- WORK INSTRUCTIONS -
Pick out the lines below that contain the string "screenshot" and copy them all.

- INPUT MATERIAL -
** Start **

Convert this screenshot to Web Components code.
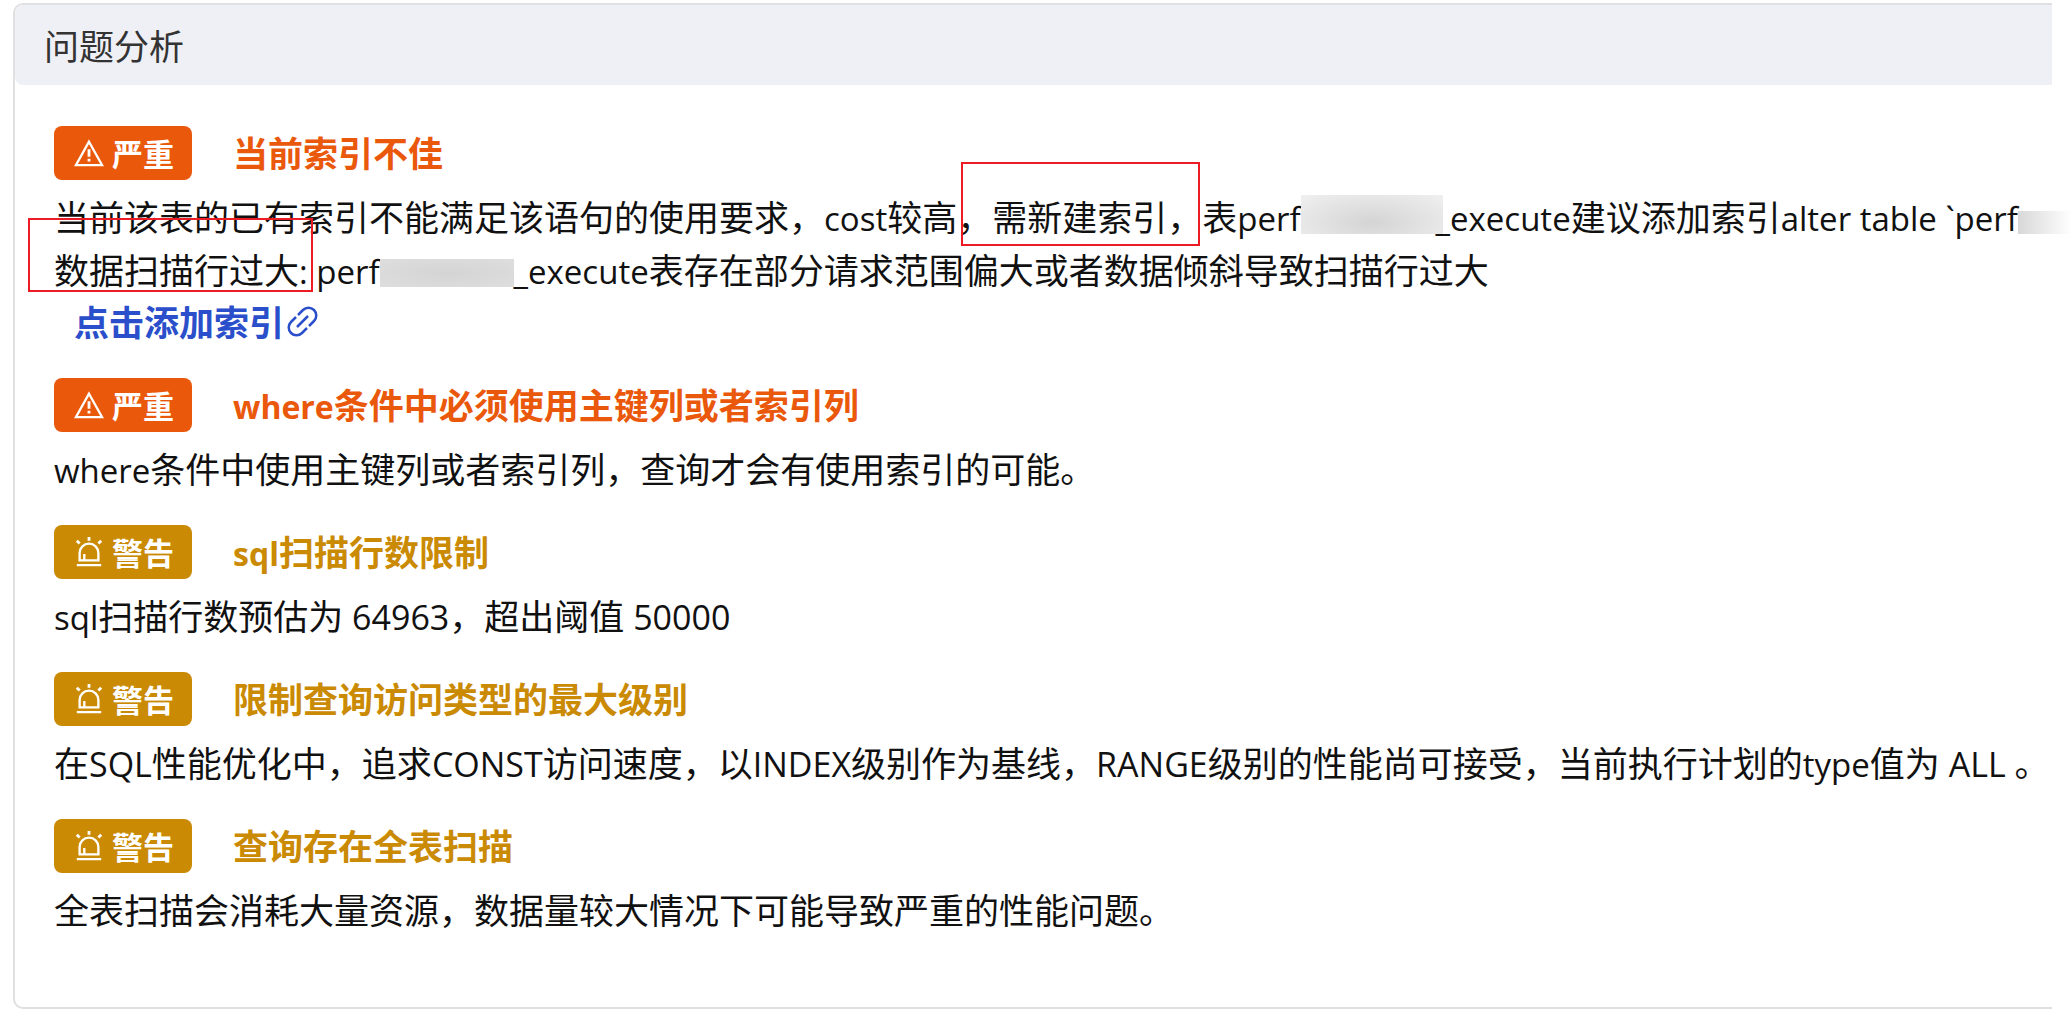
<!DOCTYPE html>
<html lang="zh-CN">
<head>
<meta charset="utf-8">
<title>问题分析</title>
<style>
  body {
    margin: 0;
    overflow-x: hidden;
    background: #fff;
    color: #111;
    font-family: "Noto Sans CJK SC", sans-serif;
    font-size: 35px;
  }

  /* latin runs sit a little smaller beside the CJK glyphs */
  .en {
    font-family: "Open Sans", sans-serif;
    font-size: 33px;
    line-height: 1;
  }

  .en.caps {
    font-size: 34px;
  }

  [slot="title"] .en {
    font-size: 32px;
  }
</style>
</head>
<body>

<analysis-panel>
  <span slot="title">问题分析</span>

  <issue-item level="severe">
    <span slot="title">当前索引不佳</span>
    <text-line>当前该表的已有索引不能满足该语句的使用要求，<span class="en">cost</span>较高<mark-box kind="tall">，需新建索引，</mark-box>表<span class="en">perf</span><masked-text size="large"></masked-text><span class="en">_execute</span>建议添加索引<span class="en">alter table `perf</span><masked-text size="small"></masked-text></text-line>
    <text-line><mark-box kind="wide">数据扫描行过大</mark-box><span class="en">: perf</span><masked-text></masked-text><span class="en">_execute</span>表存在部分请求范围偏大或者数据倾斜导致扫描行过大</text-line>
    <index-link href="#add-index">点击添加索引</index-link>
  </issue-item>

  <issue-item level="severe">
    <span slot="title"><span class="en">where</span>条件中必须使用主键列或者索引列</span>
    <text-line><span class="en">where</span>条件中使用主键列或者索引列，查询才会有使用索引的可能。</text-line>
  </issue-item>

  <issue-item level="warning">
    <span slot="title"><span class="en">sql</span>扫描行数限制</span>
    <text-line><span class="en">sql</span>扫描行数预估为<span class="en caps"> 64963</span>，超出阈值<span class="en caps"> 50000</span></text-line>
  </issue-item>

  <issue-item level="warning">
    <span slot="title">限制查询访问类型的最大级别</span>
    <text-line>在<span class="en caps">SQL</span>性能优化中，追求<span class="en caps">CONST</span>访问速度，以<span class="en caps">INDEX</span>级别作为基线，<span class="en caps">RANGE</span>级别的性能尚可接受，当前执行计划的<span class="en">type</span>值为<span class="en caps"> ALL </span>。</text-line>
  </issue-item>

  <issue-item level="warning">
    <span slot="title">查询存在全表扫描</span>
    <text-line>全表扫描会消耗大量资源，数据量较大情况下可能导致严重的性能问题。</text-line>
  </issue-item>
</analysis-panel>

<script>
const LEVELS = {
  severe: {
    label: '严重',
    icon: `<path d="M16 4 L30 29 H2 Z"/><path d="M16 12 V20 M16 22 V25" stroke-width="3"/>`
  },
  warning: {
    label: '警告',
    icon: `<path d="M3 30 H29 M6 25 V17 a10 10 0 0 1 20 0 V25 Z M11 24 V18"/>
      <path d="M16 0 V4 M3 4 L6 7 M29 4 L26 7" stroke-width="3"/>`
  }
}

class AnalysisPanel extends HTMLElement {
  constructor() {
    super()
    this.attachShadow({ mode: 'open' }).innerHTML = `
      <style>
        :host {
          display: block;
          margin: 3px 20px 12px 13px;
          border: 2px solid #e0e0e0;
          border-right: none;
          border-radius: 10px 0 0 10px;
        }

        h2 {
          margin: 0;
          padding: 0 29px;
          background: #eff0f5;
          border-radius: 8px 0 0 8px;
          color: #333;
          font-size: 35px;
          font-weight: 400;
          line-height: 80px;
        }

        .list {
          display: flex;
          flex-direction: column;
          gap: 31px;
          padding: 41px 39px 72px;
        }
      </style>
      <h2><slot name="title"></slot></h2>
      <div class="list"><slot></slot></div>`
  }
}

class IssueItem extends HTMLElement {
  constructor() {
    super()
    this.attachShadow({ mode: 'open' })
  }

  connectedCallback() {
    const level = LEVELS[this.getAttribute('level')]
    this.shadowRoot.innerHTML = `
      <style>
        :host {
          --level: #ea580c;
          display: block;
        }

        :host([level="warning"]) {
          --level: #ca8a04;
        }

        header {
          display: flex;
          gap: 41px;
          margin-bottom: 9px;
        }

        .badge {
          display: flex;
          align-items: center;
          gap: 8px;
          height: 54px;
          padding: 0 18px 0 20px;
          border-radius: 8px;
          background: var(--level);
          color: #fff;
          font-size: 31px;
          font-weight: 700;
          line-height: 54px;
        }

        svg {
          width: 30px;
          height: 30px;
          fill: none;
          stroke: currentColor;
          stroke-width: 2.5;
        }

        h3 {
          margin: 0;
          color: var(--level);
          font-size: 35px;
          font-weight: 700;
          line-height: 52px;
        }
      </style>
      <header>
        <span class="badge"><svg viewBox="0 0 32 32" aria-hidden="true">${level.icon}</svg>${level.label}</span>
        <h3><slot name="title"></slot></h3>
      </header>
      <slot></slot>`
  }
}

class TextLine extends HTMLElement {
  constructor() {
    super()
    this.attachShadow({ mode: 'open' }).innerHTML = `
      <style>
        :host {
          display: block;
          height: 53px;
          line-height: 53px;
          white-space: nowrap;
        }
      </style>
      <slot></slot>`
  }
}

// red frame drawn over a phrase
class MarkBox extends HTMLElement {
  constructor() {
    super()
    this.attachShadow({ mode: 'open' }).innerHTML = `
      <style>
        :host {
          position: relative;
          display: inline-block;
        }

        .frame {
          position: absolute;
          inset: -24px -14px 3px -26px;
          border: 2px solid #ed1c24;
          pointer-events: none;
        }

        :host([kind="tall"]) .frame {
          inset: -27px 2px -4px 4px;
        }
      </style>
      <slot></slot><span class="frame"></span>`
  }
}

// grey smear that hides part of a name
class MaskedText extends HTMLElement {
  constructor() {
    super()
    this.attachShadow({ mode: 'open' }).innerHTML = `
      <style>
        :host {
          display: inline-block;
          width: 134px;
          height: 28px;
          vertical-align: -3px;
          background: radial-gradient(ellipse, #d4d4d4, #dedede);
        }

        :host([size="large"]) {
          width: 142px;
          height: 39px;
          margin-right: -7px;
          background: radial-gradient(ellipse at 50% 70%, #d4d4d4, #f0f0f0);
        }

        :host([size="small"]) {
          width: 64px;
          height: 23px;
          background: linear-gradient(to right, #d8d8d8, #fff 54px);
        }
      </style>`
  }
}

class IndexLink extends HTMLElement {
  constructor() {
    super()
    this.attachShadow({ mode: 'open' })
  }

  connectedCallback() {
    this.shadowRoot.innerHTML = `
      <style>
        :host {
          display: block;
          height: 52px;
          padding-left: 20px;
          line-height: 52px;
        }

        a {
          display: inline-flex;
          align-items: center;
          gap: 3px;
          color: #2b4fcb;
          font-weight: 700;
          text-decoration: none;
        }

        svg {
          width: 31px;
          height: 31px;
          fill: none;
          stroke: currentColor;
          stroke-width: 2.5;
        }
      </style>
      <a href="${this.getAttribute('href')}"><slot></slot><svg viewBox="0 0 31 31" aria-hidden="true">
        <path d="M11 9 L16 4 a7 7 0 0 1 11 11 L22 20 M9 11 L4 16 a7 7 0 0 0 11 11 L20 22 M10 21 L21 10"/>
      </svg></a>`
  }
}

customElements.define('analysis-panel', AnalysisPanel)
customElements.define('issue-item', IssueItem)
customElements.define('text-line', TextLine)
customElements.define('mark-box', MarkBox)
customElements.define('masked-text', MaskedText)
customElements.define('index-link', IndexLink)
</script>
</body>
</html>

** End **
** Start **

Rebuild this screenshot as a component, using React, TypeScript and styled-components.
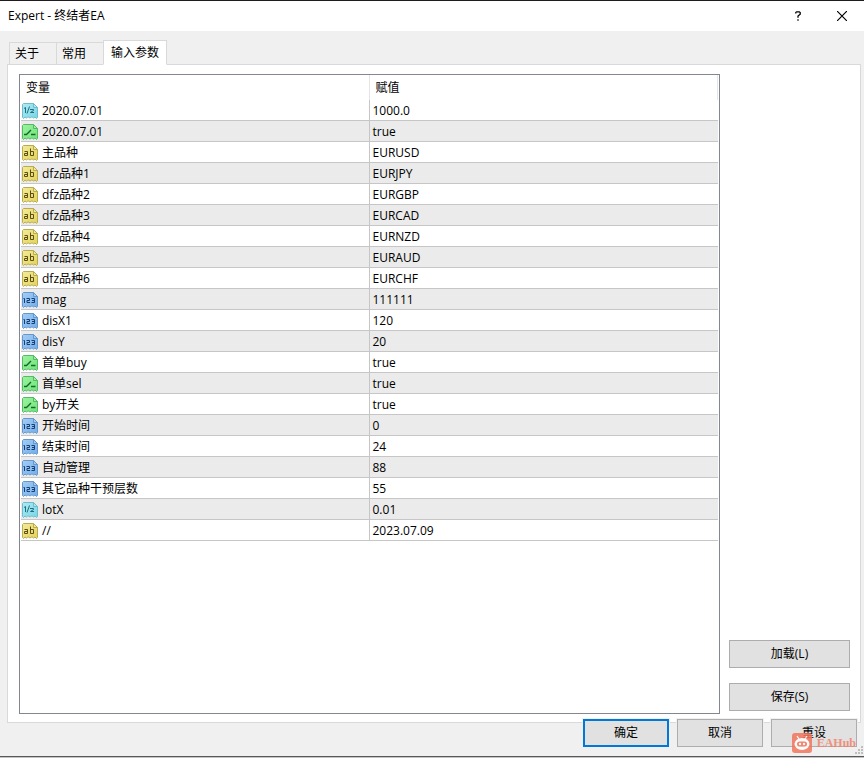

** End **

- SOLUTION TO THIS PROBLEM -
Convert this screenshot to Web Components code.
Rebuild this screenshot as a component, using React, TypeScript and styled-components.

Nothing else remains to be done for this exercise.